At the heart of the principle of ‘balanced’ management is the presumption of a negative – or at worst low – correlation between equities and bonds, particularly at times of large falls in equity prices. Though we have now experienced a reversal in equities, is it still too soon to draw any inferences about whether the old presumption holds or whether Quantitative Easing has changed the relationship. We think it has.
The concept of diversification between equities and bonds to smooth portfolio returns is an international one; balanced or mixed portfolios are universally the core of the investment industry’s risk control methods. This bout of equity selling started in the US and the US Treasury market is the world’s largest, widely held by foreign investors, so the US is a good place to check whether balanced management is doing its stuff so far.
The immediate trigger for the S&P sell-off was a bullish jobs report. But this came after a period of weakness in bond prices caused by the same concerns that the US economy was too strong to warrant an accommodating monetary policy. 10-Yr US Treasury yields briefly dropped to 2.1% in September before starting a barely-interrupted creep up to 2.8% just before the jobs report. Whereas both asset classes were being undermined by the same narrative, once equities started to fall that story did not prevent an instinctive and conventional ‘flight to safety’ from stocks to bonds. But only within the first day. Since then the direction has been the same for both stock and bond prices: down. It is the duration of the actual bonds held, which could be much longer than the 10-year benchmark, that will largely determine whether bonds have provided any meaningful cushion by dropping less than equities.
Though this cannot yet be considered evidence of a cyclical, let alone secular, failure of the correlation presumption behind balanced management, it is at least consistent with it. And so is the rise in the stock/bond correlation that has been going on in the US since 2014, from a low point of -0.75 to the narrow band of 0.10 to 0.20 that has held for the last two years.
If there is a ‘new’ relationship between bonds and equities it is likely to be explained by two different but coincidental factors: the unwinding of Quantitative Easing (QE) and the growth of Liability Driven Investing (LDI). QE is what has interfered with the correlations and LDI is what offers an immediately-available alternative risk-control method.
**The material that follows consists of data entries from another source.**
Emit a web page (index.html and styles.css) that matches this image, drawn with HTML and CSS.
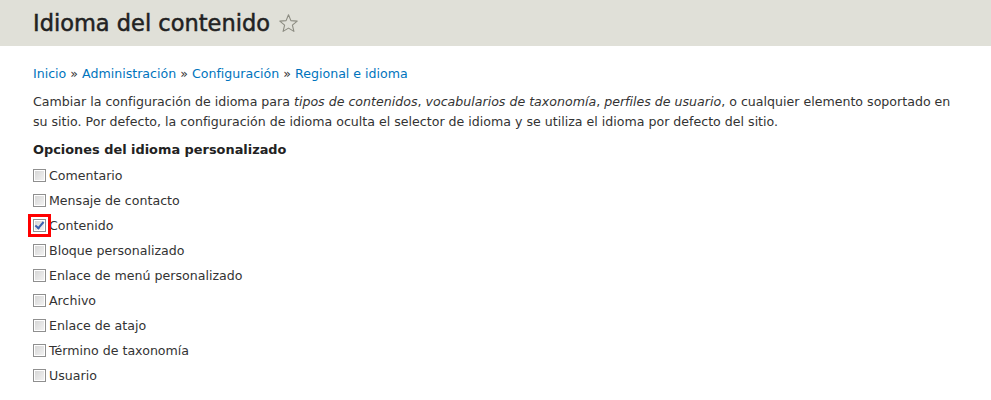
FILE: index.html
```html
<!DOCTYPE html>
<html lang="es">
<head>
<meta charset="utf-8">
<title>Idioma del contenido</title>
<link rel="stylesheet" href="styles.css">
</head>
<body>
<header class="branding">
  <h1 class="page-title">Idioma del contenido
    <svg class="star" width="21" height="21" viewBox="0 0 21 21" aria-hidden="true"><path d="M10.5 1.8 L12.9 7.6 L19.2 8.1 L14.4 12.2 L15.9 18.4 L10.5 15.1 L5.1 18.4 L6.6 12.2 L1.8 8.1 L8.1 7.6 Z" fill="none" stroke="#8c8c82" stroke-width="1.1" stroke-linejoin="round"/></svg>
  </h1>
</header>
<main class="page">
  <nav class="breadcrumb">
    <a href="#">Inicio</a> » <a href="#">Administración</a> » <a href="#">Configuración</a> » <a href="#">Regional e idioma</a>
  </nav>
  <p class="intro">Cambiar la configuración de idioma para <em>tipos de contenidos</em>, <em>vocabularios de taxonomía</em>, <em>perfiles de usuario</em>, o cualquier elemento soportado en su sitio. Por defecto, la configuración de idioma oculta el selector de idioma y se utiliza el idioma por defecto del sitio.</p>
  <h2 class="options-title">Opciones del idioma personalizado</h2>
  <ul class="options">
    <li><label><input type="checkbox" class="cb"> Comentario</label></li>
    <li><label><input type="checkbox" class="cb"> Mensaje de contacto</label></li>
    <li><label><input type="checkbox" class="cb cb-highlight" checked> Contenido</label></li>
    <li><label><input type="checkbox" class="cb"> Bloque personalizado</label></li>
    <li><label><input type="checkbox" class="cb"> Enlace de menú personalizado</label></li>
    <li><label><input type="checkbox" class="cb"> Archivo</label></li>
    <li><label><input type="checkbox" class="cb"> Enlace de atajo</label></li>
    <li><label><input type="checkbox" class="cb"> Término de taxonomía</label></li>
    <li><label><input type="checkbox" class="cb"> Usuario</label></li>
  </ul>
</main>
</body>
</html>
```
FILE: styles.css
```css
html, body {
  margin: 0;
  padding: 0;
  background: #fff;
}
body {
  font-family: "DejaVu Sans", "Lucida Grande", sans-serif;
  font-size: 12.6px;
  color: #333;
}
.branding {
  background: #e0e0d8;
  height: 46px;
  padding: 0 33px;
  display: flex;
  align-items: center;
}
.page-title {
  margin: 0;
  font-size: 22.5px;
  font-weight: normal;
  color: #222;
  -webkit-text-stroke: 0.5px #222;
  line-height: 1;
  display: flex;
  align-items: center;
  gap: 8px;
}
.star {
  display: block;
  margin-top: 1px;
}
.page {
  padding: 18px 33px 0;
}
.breadcrumb {
  line-height: 20px;
  margin: 0 0 8px;
}
.breadcrumb a {
  color: #0074bd;
  text-decoration: none;
}
.intro {
  margin: 0 0 8px;
  line-height: 20px;
}
.options-title {
  margin: 0 0 3px;
  font-size: 12.9px;
  font-weight: bold;
  line-height: 20px;
  color: #222;
}
.options {
  list-style: none;
  margin: 0;
  padding: 0;
}
.options li {
  height: 25px;
  display: flex;
  align-items: center;
}
.options label {
  display: flex;
  align-items: center;
  gap: 3px;
}
.cb {
  -webkit-appearance: none;
  appearance: none;
  margin: 0;
  width: 13px;
  height: 13px;
  border: 1px solid #8f8f8f;
  background: linear-gradient(135deg, #d4d4d4, #f4f4f4);
  box-shadow: inset 0 0 0 1px #fff;
  box-sizing: border-box;
  position: relative;
}
.cb:checked::after {
  content: "";
  position: absolute;
  left: 3px;
  top: 0px;
  width: 3px;
  height: 7px;
  border: solid #3a5fb0;
  border-width: 0 2px 2px 0;
  transform: rotate(40deg);
}
.cb-highlight {
  outline: 3px solid #ff0000;
  outline-offset: 2px;
}
```
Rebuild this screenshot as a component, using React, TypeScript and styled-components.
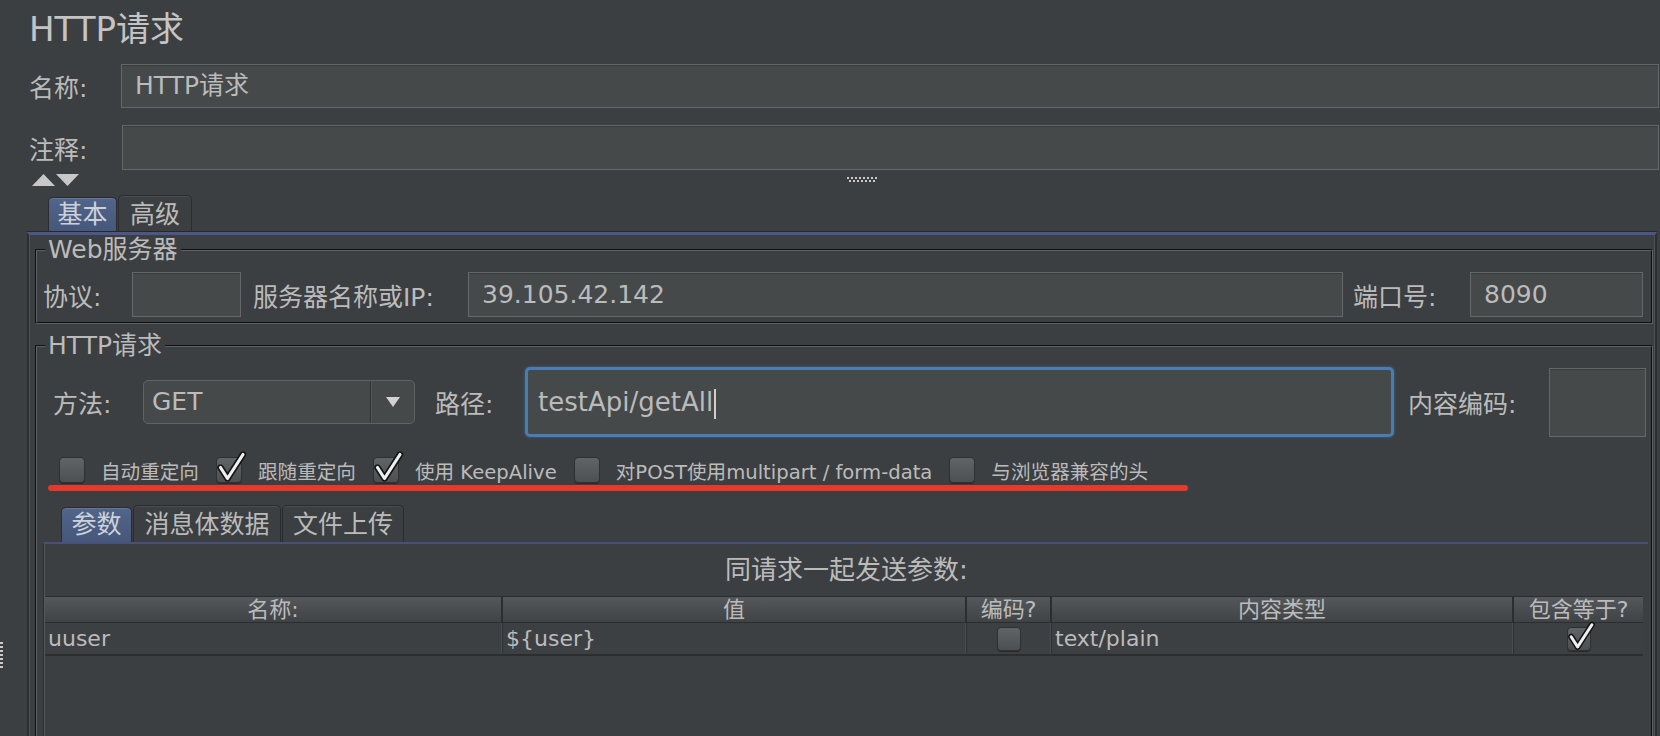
import React from 'react'
import styled, { createGlobalStyle } from 'styled-components'

const GlobalStyle = createGlobalStyle`
  html, body {
    margin: 0;
    padding: 0;
    background: #3c3f41;
  }
  body {
    font-family: "DejaVu Sans", "Noto Sans CJK SC", sans-serif;
    color: #bbbbbb;
  }
  * {
    box-sizing: border-box;
  }
`

const Check: React.FC<{ checked?: boolean; size?: number }> = ({ checked, size = 26 }) => (
  <Box $size={size}>
    {checked && (
      <Tick width={size} height={size} viewBox="0 0 26 26">
        <path d="M4.5 10.5 L11.5 21.5 L27 -2.5" fill="none" stroke="#141414" strokeWidth="6.4" strokeLinejoin="round" strokeLinecap="round" />
        <path d="M4.5 10.5 L11.5 21.5 L27 -2.5" fill="none" stroke="#efefef" strokeWidth="3.2" strokeLinejoin="round" strokeLinecap="round" />
      </Tick>
    )}
  </Box>
)

const CheckItem: React.FC<{ label: string; checked?: boolean }> = ({ label, checked }) => (
  <CheckOption>
    <Check checked={checked} />
    <CheckText>{label}</CheckText>
  </CheckOption>
)

const App: React.FC = () => {
  return (
    <Root>
      <GlobalStyle />
      <Gutter>
        <svg width="4" height="27" viewBox="0 0 4 27">
          {[0, 4, 8, 12, 16, 20, 24].map((y) => (
            <rect key={y} x="0" y={y} width="3" height="2" fill="#c8c8c8" />
          ))}
        </svg>
      </Gutter>
      <Main>
        <Header>
          <Title>HTTP请求</Title>
          <FormRow $h={44} $mt={6}>
            <FieldLabel $w={92}>名称:</FieldLabel>
            <TextBox $h={44}>HTTP请求</TextBox>
          </FormRow>
          <FormRow $h={45} $mt={17}>
            <FieldLabel $w={93}>注释:</FieldLabel>
            <TextBox $h={45} />
          </FormRow>
          <ArrowRow>
            <svg width="47" height="12" viewBox="0 0 47 12">
              <polygon points="0,12 11.5,0 23,12" fill="#c8c8c8" />
              <polygon points="24,0 47,0 35.5,12" fill="#c8c8c8" />
            </svg>
            <Grip>
              <svg width="30" height="7" viewBox="0 0 30 7">
                {[0, 4, 8, 12, 16, 20, 24, 28].map((x) => (
                  <React.Fragment key={x}>
                    <rect x={x} y="1" width="2" height="2" fill="#c8c8c8" />
                    <rect x={x + 2} y="4" width="2" height="2" fill="#c8c8c8" />
                  </React.Fragment>
                ))}
              </svg>
            </Grip>
          </ArrowRow>
        </Header>

        <TabStrip $pl={48}>
          <Tab $active $w={69}>基本</Tab>
          <Tab $w={74}>高级</Tab>
        </TabStrip>

        <TabPanel>
          <Group>
            <Legend>Web服务器</Legend>
            <FormRow $h={45}>
              <FieldLabel $w={89}>协议:</FieldLabel>
              <TextBox $h={45} $w={109} />
              <FieldLabel $w={215} $ml={12}>服务器名称或IP:</FieldLabel>
              <TextBox $h={45}>39.105.42.142</TextBox>
              <FieldLabel $w={117} $ml={10}>端口号:</FieldLabel>
              <TextBox $h={45} $w={173}>8090</TextBox>
            </FormRow>
          </Group>

          <RequestGroup>
            <Legend>HTTP请求</Legend>
            <FormRow $h={70} $pl={10} $pr={2}>
              <FieldLabel $w={90}>方法:</FieldLabel>
              <Select>
                <SelectValue>GET</SelectValue>
                <SelectButton>
                  <svg width="14" height="10" viewBox="0 0 14 10">
                    <polygon points="0,0 14,0 7,10" fill="#d2d2d2" />
                  </svg>
                </SelectButton>
              </Select>
              <FieldLabel $w={90} $ml={20}>路径:</FieldLabel>
              <TextBox $h={70} $focus>
                testApi/getAll<Caret />
              </TextBox>
              <FieldLabel $w={141} $ml={14}>内容编码:</FieldLabel>
              <TextBox $h={69} $w={97} />
            </FormRow>

            <CheckRow>
              <CheckItem label="自动重定向" />
              <CheckItem label="跟随重定向" checked />
              <CheckItem label="使用 KeepAlive" checked />
              <CheckItem label="对POST使用multipart / form-data" />
              <CheckItem label="与浏览器兼容的头" />
            </CheckRow>
            <Underline />

            <TabStrip $pl={18} $mt={14}>
              <Tab $active $w={71}>参数</Tab>
              <Tab $w={148}>消息体数据</Tab>
              <Tab $w={122}>文件上传</Tab>
            </TabStrip>

            <ParamsPanel>
              <Caption>同请求一起发送参数:</Caption>
              <Table>
                <HeadCell>名称:</HeadCell>
                <HeadCell>值</HeadCell>
                <HeadCell>编码?</HeadCell>
                <HeadCell>内容类型</HeadCell>
                <HeadCell $last>包含等于?</HeadCell>
                <Cell>uuser</Cell>
                <Cell>{'${user}'}</Cell>
                <Cell $center>
                  <Check size={24} />
                </Cell>
                <Cell>text/plain</Cell>
                <Cell $center $last>
                  <Check size={24} checked />
                </Cell>
              </Table>
            </ParamsPanel>
          </RequestGroup>
        </TabPanel>
      </Main>
    </Root>
  )
}

export default App

const Root = styled.div`
  display: flex;
  width: 1660px;
  height: 736px;
  overflow: hidden;
  background: #3c3f41;
`

const Gutter = styled.div`
  flex: 0 0 4px;
  margin-right: -4px;
  padding-top: 642px;
`

const Main = styled.div`
  flex: 1;
  min-width: 0;
  display: flex;
  flex-direction: column;
`

const Header = styled.div`
  padding: 0 1px 0 29px;
`

const Title = styled.div`
  height: 58px;
  font-size: 34px;
  line-height: 58px;
  color: #c4c4c4;
`

const FormRow = styled.div<{ $h: number; $mt?: number; $pl?: number; $pr?: number }>`
  display: flex;
  align-items: center;
  height: ${(p) => p.$h}px;
  margin-top: ${(p) => p.$mt ?? 0}px;
  padding-left: ${(p) => p.$pl ?? 0}px;
  padding-right: ${(p) => p.$pr ?? 0}px;
`

const FieldLabel = styled.label<{ $w: number; $ml?: number }>`
  flex: 0 0 ${(p) => p.$w}px;
  margin-left: ${(p) => p.$ml ?? 0}px;
  font-size: 25px;
  white-space: nowrap;
`

const TextBox = styled.div<{ $w?: number; $h: number; $focus?: boolean }>`
  flex: ${(p) => (p.$w ? `0 0 ${p.$w}px` : '1 1 0')};
  min-width: 0;
  height: ${(p) => p.$h}px;
  background: #45494a;
  border: ${(p) => (p.$focus ? '3px solid #4a7cb1' : '1px solid #65686a')};
  border-radius: ${(p) => (p.$focus ? '5px' : '0')};
  box-shadow: ${(p) => (p.$focus ? '0 0 3px #3d6a99' : 'inset 0 1px 0 #37393a')};
  padding-left: ${(p) => (p.$focus ? 10 : 13)}px;
  font-size: ${(p) => (p.$focus ? 26 : 25)}px;
  line-height: ${(p) => p.$h - (p.$focus ? 6 : 2)}px;
  white-space: nowrap;
  overflow: hidden;
`

const Caret = styled.span`
  display: inline-block;
  width: 2px;
  height: 30px;
  margin-left: 1px;
  vertical-align: middle;
  background: #cfcfcf;
`

const ArrowRow = styled.div`
  display: flex;
  align-items: flex-start;
  height: 25px;
  padding: 4px 0 0 3px;
`

const Grip = styled.div`
  margin: 2px 0 0 768px;
  line-height: 0;
`

const TabStrip = styled.div<{ $pl: number; $mt?: number }>`
  display: flex;
  align-items: flex-end;
  gap: 1px;
  height: 37px;
  margin-top: ${(p) => p.$mt ?? 0}px;
  padding-left: ${(p) => p.$pl}px;
`

const Tab = styled.div<{ $active?: boolean; $w: number }>`
  width: ${(p) => p.$w}px;
  height: ${(p) => (p.$active ? 35 : 37)}px;
  font-size: 25px;
  line-height: ${(p) => (p.$active ? 34 : 37)}px;
  text-align: center;
  white-space: nowrap;
  color: ${(p) => (p.$active ? '#cdd2da' : '#bbbbbb')};
  border: 1px solid #2a2c2d;
  border-bottom: none;
  border-radius: 5px 5px 0 0;
  background: ${(p) => (p.$active ? 'linear-gradient(#52658a, #45577a)' : '#3c3f41')};
  box-shadow: inset 0 1px 0 ${(p) => (p.$active ? '#64779c' : '#4a4d4f')};
`

const TabPanel = styled.div`
  flex: 1;
  display: flex;
  flex-direction: column;
  margin: 0 3px 0 27px;
  padding: 2px 2px 0 6px;
  border-top: 3px solid #4d5686;
  border-left: 2px solid #2c2e2f;
  border-right: 2px solid #2c2e2f;
  box-shadow: 0 -1px 0 #26282a, inset 1px 0 0 #505355, inset -1px 0 0 #505355;
`

const Group = styled.fieldset`
  margin: 0;
  min-width: 0;
  padding: 9px 8px 5px 6px;
  border: 2px groove #5f6264;
`

const RequestGroup = styled(Group)`
  flex: 1;
  margin-top: 9px;
  padding: 8px 3px 0 6px;
  border-bottom: none;
`

const Legend = styled.legend`
  margin-left: 2px;
  padding: 0 3px;
  font-size: 25px;
  line-height: 26px;
  white-space: nowrap;
`

const Select = styled.div`
  flex: 0 0 272px;
  display: flex;
  height: 44px;
  border: 1px solid #606365;
  border-radius: 5px;
  background: #45494a;
  overflow: hidden;
`

const SelectValue = styled.div`
  flex: 1;
  padding-left: 8px;
  font-size: 25px;
  line-height: 42px;
`

const SelectButton = styled.div`
  flex: 0 0 44px;
  display: flex;
  align-items: center;
  justify-content: center;
  border-left: 1px solid #2f3133;
  box-shadow: inset 1px 0 0 #55585a;
`

const CheckRow = styled.div`
  display: flex;
  align-items: center;
  gap: 17px;
  height: 26px;
  margin-top: 20px;
  padding-left: 16px;
`

const CheckOption = styled.div`
  display: flex;
  align-items: center;
  gap: 16px;
`

const CheckText = styled.span`
  font-size: 19.6px;
  white-space: nowrap;
`

const Box = styled.span<{ $size: number }>`
  position: relative;
  flex: 0 0 ${(p) => p.$size}px;
  display: inline-block;
  width: ${(p) => p.$size}px;
  height: ${(p) => p.$size}px;
  border-radius: 4px;
  border: 1px solid #2e3032;
  background: linear-gradient(#616466, #4d5052);
  box-shadow: 0 1px 0 #2a2b2c;
`

const Tick = styled.svg`
  position: absolute;
  left: -1px;
  top: -1px;
  overflow: visible;
`

const Underline = styled.div`
  width: 1140px;
  height: 6px;
  margin: 2px 0 0 5px;
  border-radius: 3px;
  background: #e5392b;
`

const ParamsPanel = styled.div`
  height: 260px;
  border-top: 2px solid #4a5175;
  border-left: 1px solid #2b2d2e;
  box-shadow: inset 1px 0 0 #56595b;
  padding-left: 1px;
`

const Caption = styled.div`
  height: 52px;
  font-size: 26px;
  line-height: 52px;
  text-align: center;
`

const Table = styled.div`
  display: grid;
  grid-template-columns: 458px 464px 85px 462px 129px;
  grid-template-rows: 27px 33px;
`

const HeadCell = styled.div<{ $last?: boolean }>`
  font-size: 22px;
  line-height: 26px;
  text-align: center;
  white-space: nowrap;
  background: linear-gradient(#55585b, #404345);
  border-top: 1px solid #2b2d2e;
  border-bottom: 1px solid #2b2d2e;
  border-right: ${(p) => (p.$last ? 'none' : '2px solid #2b2d2e')};
`

const Cell = styled.div<{ $center?: boolean; $last?: boolean }>`
  display: flex;
  align-items: center;
  justify-content: ${(p) => (p.$center ? 'center' : 'flex-start')};
  padding-left: ${(p) => (p.$center ? 0 : 3)}px;
  font-size: 22px;
  white-space: nowrap;
  background: #3d4042;
  border-bottom: 2px solid #2b2d2e;
  border-right: ${(p) => (p.$last ? 'none' : '1px solid #2e3032')};
  box-shadow: ${(p) => (p.$last ? 'none' : 'inset -1px 0 0 #4a4d4f')};
`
In the QE-based view, the future of both sets of returns is likely to be determined by some kind of normalisation process that does not necessarily depend on any significant change in inflation expectations, just as low or negative real yields during QE have not reflected the market’s collective inflation view. This will undermine investors’ expectations of the diversification benefits of bonds. In the LDI-based view, the suitability of nominal bonds as a hedge for an investor’s natural liabilities or objectives will be called into question, being replaced either by inflation-linked bonds or rolling over floating-rate cash equivalents. Both are more reliable ways of taking inflation bets and equity bets off the table than substituting equity risk with bond risk.
Though LDI has its own momentum, we expect to see QE normalisation acting as an accelerator, hastening the demise of the convention of balanced management. The popular US rules of thumb based on crude stock/bond blends (think ’60:40′ or ‘hold the same percentage in bonds as your age’) will soon look outdated, irrelevant, dangerous even.